Reynaldo López takes the mound opposite Dylan Cease. Here’s how each guy did against the other team last year:
López: 0-1, 3.65 ERA in two starts. 16H, 5ER in 12.1 IP w/ 1BB to 6Ks
Cease: 1-0, 4.50 ERA in two starts. 10H, 5ER in 10 IP w/ 6BB to 16 Ks
For Cease, we need to discuss these two starts, because they were polar opposites. The first outing, to open a Truist Park doubleheader on May 20th, was a disaster: five runs on nine hits in just four innings, walking three with five strikeouts. He rebounded more than sufficiently in the rematch, coming in Petco Park in July, with six scoreless innings with just one hit allowed, striking out eleven while walking three.3
First pitch is scheduled for 9:40 PM ET, and the broadcast can be found on FanDuel Sports South.
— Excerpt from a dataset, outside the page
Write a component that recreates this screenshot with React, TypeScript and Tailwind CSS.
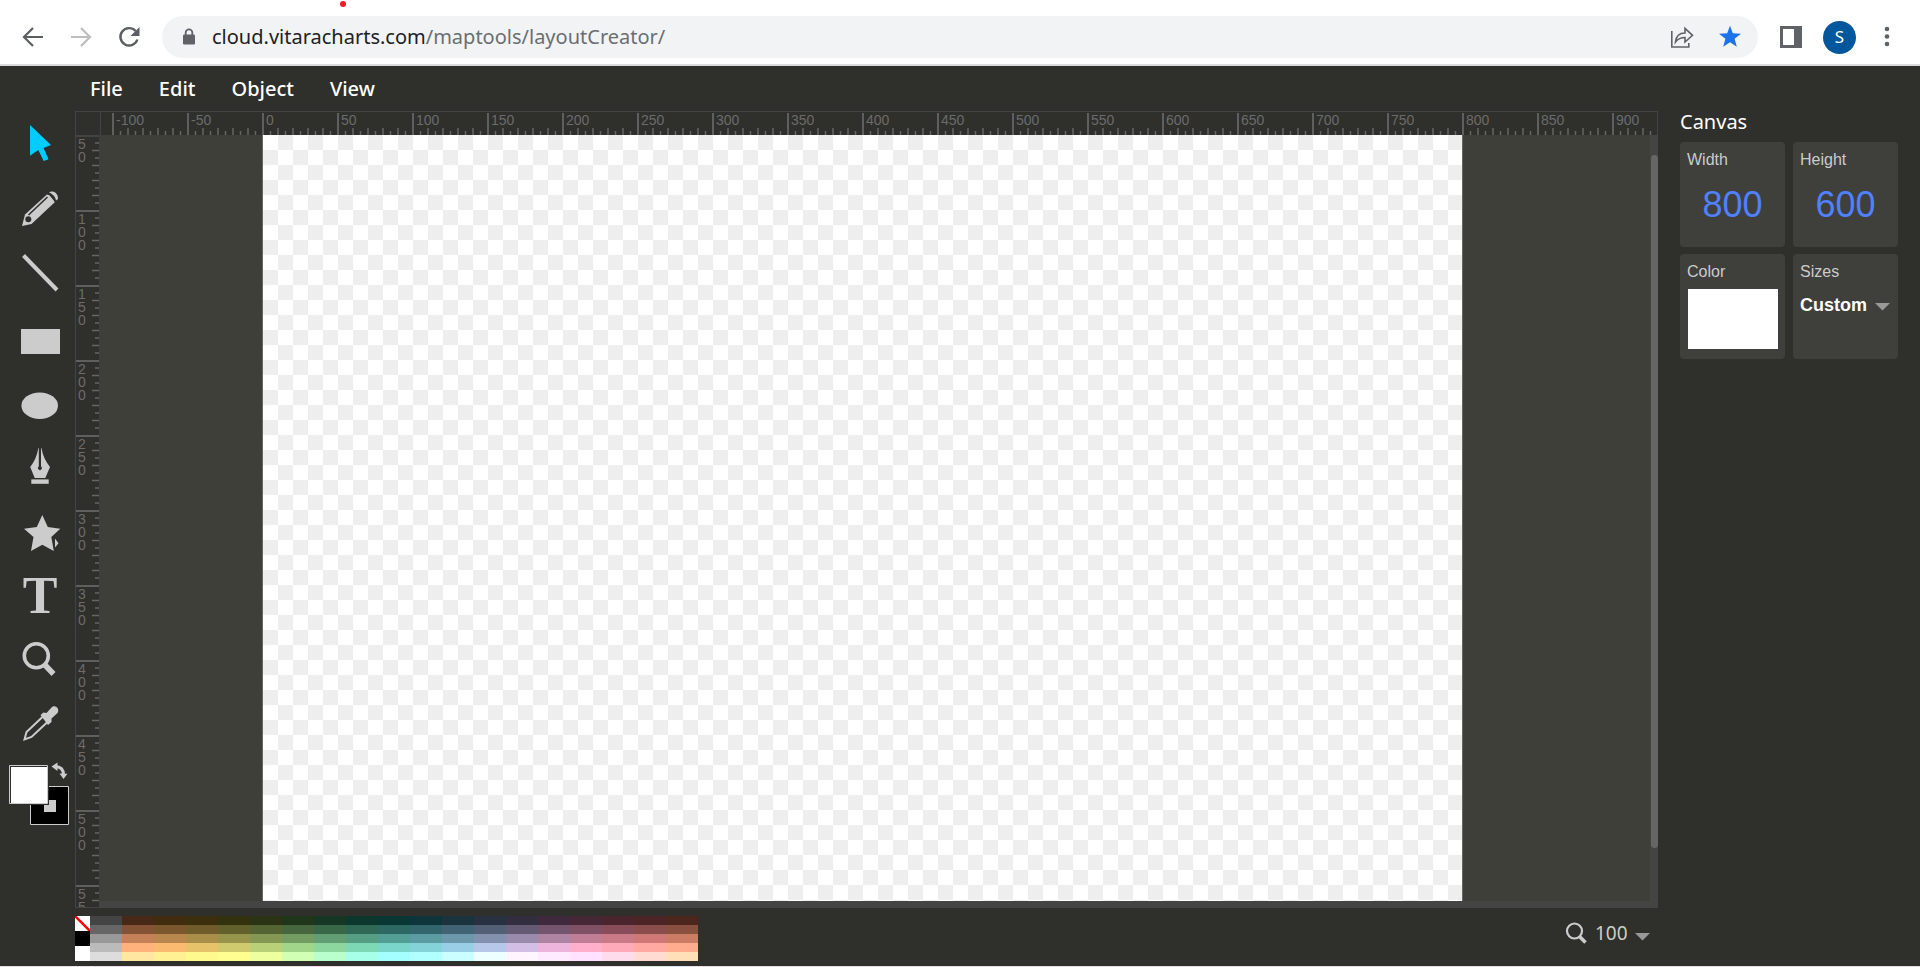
import type { ReactNode } from "react";

const UI_FONT = "font-['Noto_Sans','Open_Sans',sans-serif]";
const LABEL_FONT = "font-['Liberation_Sans',Arial,sans-serif]";

const PALETTE = [
  ["#444444", "#482816", "#422c10", "#3b2f0e", "#32320f", "#2a3414", "#1f361b", "#153723", "#0c372c", "#083734", "#0e353b", "#1a333f", "#273141", "#332d40", "#3e2a3c", "#462735", "#4b252d", "#4d2425", "#4c261d"],
  ["#666666", "#845335", "#7b572d", "#6f5c2a", "#62612c", "#546433", "#46673d", "#396849", "#306856", "#2d6862", "#33666c", "#426373", "#535f75", "#645a73", "#74556d", "#805064", "#884d58", "#8b4d4b", "#894f3f"],
  ["#999999", "#c48157", "#b8874d", "#a98e49", "#97944b", "#849854", "#729c62", "#619e73", "#559e84", "#529d94", "#5b9ba2", "#6d97ab", "#8391ae", "#9a8aab", "#af84a3", "#bf7e96", "#c97a86", "#ce7975", "#cc7c65"],
  ["#bbbbbb", "#ffb27c", "#faba6f", "#e6c36a", "#cfca6d", "#b8d078", "#a0d58a", "#8cd79f", "#7dd8b5", "#7ad6ca", "#84d3d9", "#9acee6", "#b6c7ea", "#d3bee6", "#edb5dc", "#ffaecc", "#ffaab8", "#ffa9a2", "#ffab8d"],
  ["#dddddd", "#ffe7a2", "#fff093", "#fffa8d", "#ffff91", "#eeff9f", "#d1ffb4", "#b9ffce", "#a8ffe9", "#a4ffff", "#b1ffff", "#cbffff", "#edffff", "#fff5ff", "#ffebff", "#ffe2ff", "#ffdcec", "#ffdbd2", "#ffdfb8"],
];

const COLUMN_MARKS = Array.from({ length: 21 }, (_, i) => (i - 2) * 50);
const ROW_MARKS = Array.from({ length: 11 }, (_, i) => (i + 1) * 50);

function BrowserBar() {
  return (
    <header className="flex h-[66px] shrink-0 items-center border-b-2 border-[#dadbdd] bg-white pt-[10px] pr-[21px] pl-[21px]">
      <nav className="flex w-[141px] shrink-0 items-center gap-6 text-[#5b5e63]">
        <button aria-label="Back">
          <svg width="24" height="24" viewBox="0 0 24 24" fill="none" stroke="currentColor" strokeWidth="2.2">
            <path d="M22 12H3.500M12 3 3 12l9 9" />
          </svg>
        </button>
        <button aria-label="Forward" className="text-[#bdbec1]">
          <svg width="24" height="24" viewBox="0 0 24 24" fill="none" stroke="currentColor" strokeWidth="2.2">
            <path d="M2 12h18.500M12 3l9 9-9 9" />
          </svg>
        </button>
        <button aria-label="Reload">
          <svg width="24" height="24" viewBox="0 0 24 24" fill="none" stroke="currentColor" strokeWidth="2.4">
            <path d="M20.4 14.5A8.7 8.7 0 1 1 18.6 6" />
            <path d="M22.5 2v9h-9z" fill="currentColor" stroke="none" />
          </svg>
        </button>
      </nav>
      <div className="flex h-[42px] min-w-0 flex-1 items-center rounded-full bg-[#f1f3f4] pr-4 pl-5">
        <svg width="14" height="18" viewBox="0 0 14 18" className="shrink-0">
          <rect x="1" y="6.5" width="12" height="10" rx="1.3" fill="#5f6368" />
          <path d="M3.7 7V4.6a3.3 3.3 0 0 1 6.6 0V7" fill="none" stroke="#5f6368" strokeWidth="1.8" />
        </svg>
        <a href="#address" className={`ml-4 min-w-0 flex-1 truncate text-[20px] text-[#6b6e72] ${UI_FONT}`}>
          <span className="text-[#202124]">cloud.vitaracharts.com</span>/maptools/layoutCreator/
        </a>
        <button aria-label="Share" className="mr-6">
          <svg width="24" height="24" viewBox="0 0 24 24" fill="none" stroke="#5f6368" strokeWidth="1.6">
            <path d="M1.8 6v16h17v-4" />
            <path d="M5.5 17c.6-6.500 4-9 9.500-9V3.300l7.500 7-7.500 6.700v-4.500c-4.500 0-7 1.200-9.500 4.500z" />
          </svg>
        </button>
        <button aria-label="Bookmark">
          <svg width="24" height="24" viewBox="0 0 24 24" fill="#1a73e8">
            <path d="m12 .7 2.800 7.600 8.200.4-6.400 5.100 2.200 7.900L12 17.200l-6.800 4.500 2.200-7.900L1 8.700l8.200-.4z" />
          </svg>
        </button>
      </div>
      <button aria-label="Side panel" className="ml-[22px]">
        <svg width="22" height="22" viewBox="0 0 22 22">
          <path fill="#5f6368" fillRule="evenodd" d="M0 0h22v22H0zM3 3v16h11V3z" />
        </svg>
      </button>
      <button className={`ml-[21px] h-[33px] w-[33px] rounded-full bg-[#01579b] text-[17px] text-white ${UI_FONT}`}>S</button>
      <button aria-label="More" className="ml-[19px]">
        <svg width="24" height="24" viewBox="0 0 24 24" fill="#5f6368">
          <circle cx="12" cy="4" r="2.300" />
          <circle cx="12" cy="11.500" r="2.300" />
          <circle cx="12" cy="19" r="2.300" />
        </svg>
      </button>
    </header>
  );
}

function Tool({ label, children }: { label: string; children: ReactNode }) {
  return (
    <button aria-label={label} className="block h-16 w-full text-[#cccccc]">
      <svg width="75" height="64" viewBox="0 0 75 64" fill="currentColor">
        {children}
      </svg>
    </button>
  );
}

function Toolbox() {
  return (
    <aside className="flex w-[75px] shrink-0 flex-col pt-px">
      <Tool label="Select">
        <path fill="#00ccff" d="M30 13v30.700l8.300-5.700 5.400 11 4.800-1.700-5-11.300 7.500-3z" />
      </Tool>
      <Tool label="Pencil">
        <path d="M22 50 25 38.500 48 17.500l7 8.500L31.500 48z" />
        <path d="m28.500 39 19-18" stroke="#2f302b" strokeWidth="1.600" fill="none" />
        <circle cx="28.300" cy="43.300" r="3" fill="#2f302b" />
        <path d="M47 17.500c4 .5 8 4 8.500 8.500" stroke="#2f302b" strokeWidth="1.800" fill="none" />
        <path d="M49 16.500c3-2.500 9.500 0 9 6.500l-2 1.500c-.6-4-3.500-6.500-7-8z" />
      </Tool>
      <Tool label="Line">
        <path d="m23.500 15.500 33.500 34.500" stroke="currentColor" strokeWidth="4" />
      </Tool>
      <Tool label="Rectangle">
        <path d="M21 25h39v25H21z" />
      </Tool>
      <Tool label="Ellipse">
        <ellipse cx="39.700" cy="37.700" rx="18.300" ry="13.300" />
      </Tool>
      <Tool label="Path">
        <path d="M38.800 16v18.300a2 2 0 1 0 2.200 0V16h.4c1.500 8 4.600 14 8.600 19l-4.700 11H34.700L30.200 35c4-5 6.700-11 8.200-19z" />
        <path d="M31.300 47.400h17.400v4.400H31.300z" />
      </Tool>
      <Tool label="Shape library">
        <path d="m42.300 19 5.500 12 12.500 1.800-9 8.200 2.500 14-11.500-6.300L31 55l2.500-14-9.500-8.200L36.800 31z" />
        <path d="m55 42.500 3.500 4.700-3.500 4.300z" stroke="#2f302b" strokeWidth="2" paintOrder="stroke" />
      </Tool>
      <button aria-label="Text" className="h-16 w-full pt-2 pl-[5px] text-center font-['Liberation_Serif',serif] text-[52px] leading-[56px] font-bold text-[#cccccc]">
        T
      </button>
      <Tool label="Zoom">
        <circle cx="36.300" cy="31.700" r="12" fill="none" stroke="currentColor" strokeWidth="3.600" />
        <path d="m44.500 40.500 9 9.500" stroke="currentColor" strokeWidth="5.500" />
      </Tool>
      <Tool label="Eyedropper">
        <path d="M43 28.500 26.500 44l-2 7.500 7-2.500L47.500 34" fill="none" stroke="currentColor" strokeWidth="2" />
        <path d="m40.500 27 3-2.500 3 .5 5-5.500c3-3.500 9 1 6 5.500L51.500 30.500v3.500l-3.500 3z" />
      </Tool>
      <div className="h-[74px] w-full">
        <svg width="75" height="74" viewBox="0 0 75 74" role="img" aria-label="Fill and stroke">
          <path d="M30.500 34.500h38v38h-38z" stroke="#cccccc" />
          <path d="M44 48h12v12H44z" fill="#cccccc" />
          <path d="M9 13h40v40H9z" fill="#2f302b" />
          <path d="M9.500 13.500h38v38h-38z" fill="#2f302b" stroke="#cccccc" />
          <path d="M11 15h36v36H11z" fill="#ffffff" />
          <path d="M55 14.500c5.500 0 8.500 3 8.500 8.500" fill="none" stroke="#cccccc" strokeWidth="3" />
          <path d="m51.500 14.500 6-4v8.500zM63.500 27l-4-5.500 8 .2z" fill="#cccccc" />
        </svg>
      </div>
    </aside>
  );
}

function TopRuler() {
  return (
    <div className="flex h-6 border border-b-0 border-[#444444]">
      <div className="w-[25px] shrink-0 border-r border-[#444444]" />
      <div className="flex min-w-0 flex-1 overflow-hidden pt-px pl-[11px]">
        {COLUMN_MARKS.map((mark) => (
          <div key={mark} className={`flex h-[22px] w-[75px] shrink-0 flex-col justify-between text-[14px] leading-[14px] text-[#6b6b6b] ${LABEL_FONT}`}>
            <div className="-mb-[7px] h-[22px] shrink-0 border-l-2 border-[#5f5f5d] pl-[2px]">{mark}</div>
            <svg width="75" height="7" viewBox="0 0 75 7" className="shrink-0" stroke="#666664" strokeWidth="1.500">
              <path d="M8.500 3v4M23.500 3v4M38.500 3v4M53.500 3v4M68.500 3v4M16 0v7M31 0v7M46 0v7M61 0v7" />
            </svg>
          </div>
        ))}
      </div>
    </div>
  );
}

function SideRuler() {
  return (
    <div className="w-6 shrink-0 overflow-hidden border-b border-l border-[#444444]">
      {ROW_MARKS.map((mark) => (
        <div key={mark} className={`flex h-[75px] justify-between border-t-2 pl-[2px] text-[14px] leading-[13px] text-[#6b6b6b] ${mark === 50 ? "border-[#444444]" : "border-[#5f5f5d]"} ${LABEL_FONT}`}>
          <div className="w-2 pt-px break-all">{mark}</div>
          <svg width="8" height="73" viewBox="0 2 8 73" stroke="#666664" strokeWidth="1.500">
            <path d="M4 8h4M4 23h4M4 38h4M4 53h4M4 68h4M1 15.500h7M1 30.500h7M1 45.500h7M1 60.500h7" />
          </svg>
        </div>
      ))}
    </div>
  );
}

function Workspace() {
  return (
    <main className="flex min-w-0 flex-1 flex-col">
      <TopRuler />
      <div className="flex min-h-0 flex-1">
        <SideRuler />
        <div className="flex min-w-0 flex-1 flex-col bg-[#444444]">
          <div className="flex min-h-0 flex-1">
            <div className="min-w-0 flex-1 overflow-hidden bg-[#3f3f3a] pl-[163px]">
              <div className="h-full w-[1201px] border-x border-[#666666] bg-white bg-[conic-gradient(#eeeeee_25%,#ffffff_0_50%,#eeeeee_0_75%,#ffffff_0)] bg-size-[30px_30px]" />
            </div>
            <div className="w-2 pt-5 pb-[53px] pl-px">
              <div className="h-full rounded-full bg-[#666666]" />
            </div>
          </div>
          <div className="h-[7px]" />
        </div>
      </div>
    </main>
  );
}

function Card({ label, htmlFor, children }: { label: string; htmlFor: string; children: ReactNode }) {
  return (
    <div className={`flex h-[105px] w-[105px] flex-col rounded bg-[#3f3f3c] px-[7px] pt-2 ${LABEL_FONT}`}>
      <label htmlFor={htmlFor} className="text-[16px] leading-[19px] text-[#cccccc]">
        {label}
      </label>
      {children}
    </div>
  );
}

function Caret() {
  return (
    <svg width="16" height="8" viewBox="0 0 16 8" className="pointer-events-none shrink-0" fill="#999999">
      <path d="M0 0h15L7.500 7.500z" />
    </svg>
  );
}

function CanvasPanel() {
  const number = "mt-4 w-full bg-transparent text-center text-[36px] leading-[40px] text-[#4f80ff] outline-none";
  return (
    <aside className="w-[262px] shrink-0 pl-[22px]">
      <h2 className={`h-[31px] text-[20px] leading-[22px] text-white ${UI_FONT}`}>Canvas</h2>
      <div className="grid grid-cols-[105px_105px] gap-x-2 gap-y-[7px]">
        <Card label="Width" htmlFor="canvas-width">
          <input id="canvas-width" defaultValue="800" className={number} />
        </Card>
        <Card label="Height" htmlFor="canvas-height">
          <input id="canvas-height" defaultValue="600" className={number} />
        </Card>
        <Card label="Color" htmlFor="canvas-color">
          <button id="canvas-color" aria-label="Canvas color" className="mt-2 h-[60px] w-[90px] self-center bg-white" />
        </Card>
        <Card label="Sizes" htmlFor="canvas-size">
          <div className="mt-3 flex items-center">
            <select id="canvas-size" className="w-[75px] shrink-0 appearance-none bg-transparent text-[18px] leading-6 font-bold text-white outline-none">
              <option>Custom</option>
            </select>
            <div className="pt-1">
              <Caret />
            </div>
          </div>
        </Card>
      </div>
    </aside>
  );
}

function Footer() {
  return (
    <footer className="flex h-[58px] shrink-0 items-start pt-2 pl-[75px]">
      <div className="flex">
        <div className="flex w-[15px] flex-col">
          <button aria-label="No color" className="h-[15px] bg-white">
            <svg width="15" height="15" viewBox="0 0 15 15" className="block">
              <path d="m0 0 15 15" stroke="#ff0000" strokeWidth="2.500" />
            </svg>
          </button>
          <button aria-label="Black" className="h-[15px] bg-black" />
          <button aria-label="White" className="h-[15px] bg-white" />
        </div>
        <div className="grid grid-cols-[repeat(19,32px)]">
          {PALETTE.flat().map((color) => (
            <button key={color} aria-label={color} className="h-[9px]" style={{ backgroundColor: color }} />
          ))}
        </div>
      </div>
      <div className="mr-[269px] ml-auto flex items-center pt-[5px]">
        <svg width="23" height="23" viewBox="0 0 23 23" fill="none" stroke="#cccccc">
          <circle cx="9.500" cy="9" r="7.500" strokeWidth="2.200" />
          <path d="m14.500 14.500 6 6" strokeWidth="3.500" />
        </svg>
        <select aria-label="Zoom level" className={`ml-[7px] w-10 appearance-none bg-transparent text-[19px] leading-6 text-[#cccccc] outline-none ${UI_FONT}`}>
          <option>100</option>
        </select>
        <div className="pt-2">
          <Caret />
        </div>
      </div>
    </footer>
  );
}

export default function App() {
  return (
    <div className="flex h-screen flex-col overflow-hidden border-b border-[#e9dfe6] bg-[#2f302b]">
      <div className="relative">
        <BrowserBar />
        <span className="absolute top-px left-[340px] h-[6px] w-[6px] rounded-full bg-[#ee1c24]" />
      </div>
      <nav className={`flex h-[45px] shrink-0 items-center gap-9 pl-[90px] text-[20px] font-medium text-white ${UI_FONT}`}>
        <button>File</button>
        <button>Edit</button>
        <button>Object</button>
        <button>View</button>
      </nav>
      <div className="flex min-h-0 flex-1">
        <Toolbox />
        <Workspace />
        <CanvasPanel />
      </div>
      <Footer />
    </div>
  );
}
And had an expected batting average of .820 but was an out, so we’re back on that bullshit).
Hard-hit balls (95 mph or harder), in 2024, had a batting average of .490 and it’s consistently hovered around .500-.530 for the entire Statcast era. With a normal distribution, Atlanta would have had five or six of their eleven hard-hit balls fall for hits.
Conveniently, San Diego won both of these games




The only thing I can talk about is the fact our sorry a.. manager put in Neris in the 7th when we have top relievers ready. No excuse .. He is the reason we lost ....him and his stupid move. When is AA going to wake up...when are we going to get someone who can manage a team ??
Tragic that we didn’t get to see Drake Baldwin’s first MLB home run. I think their outfield robbed two homers from us in those last five innings.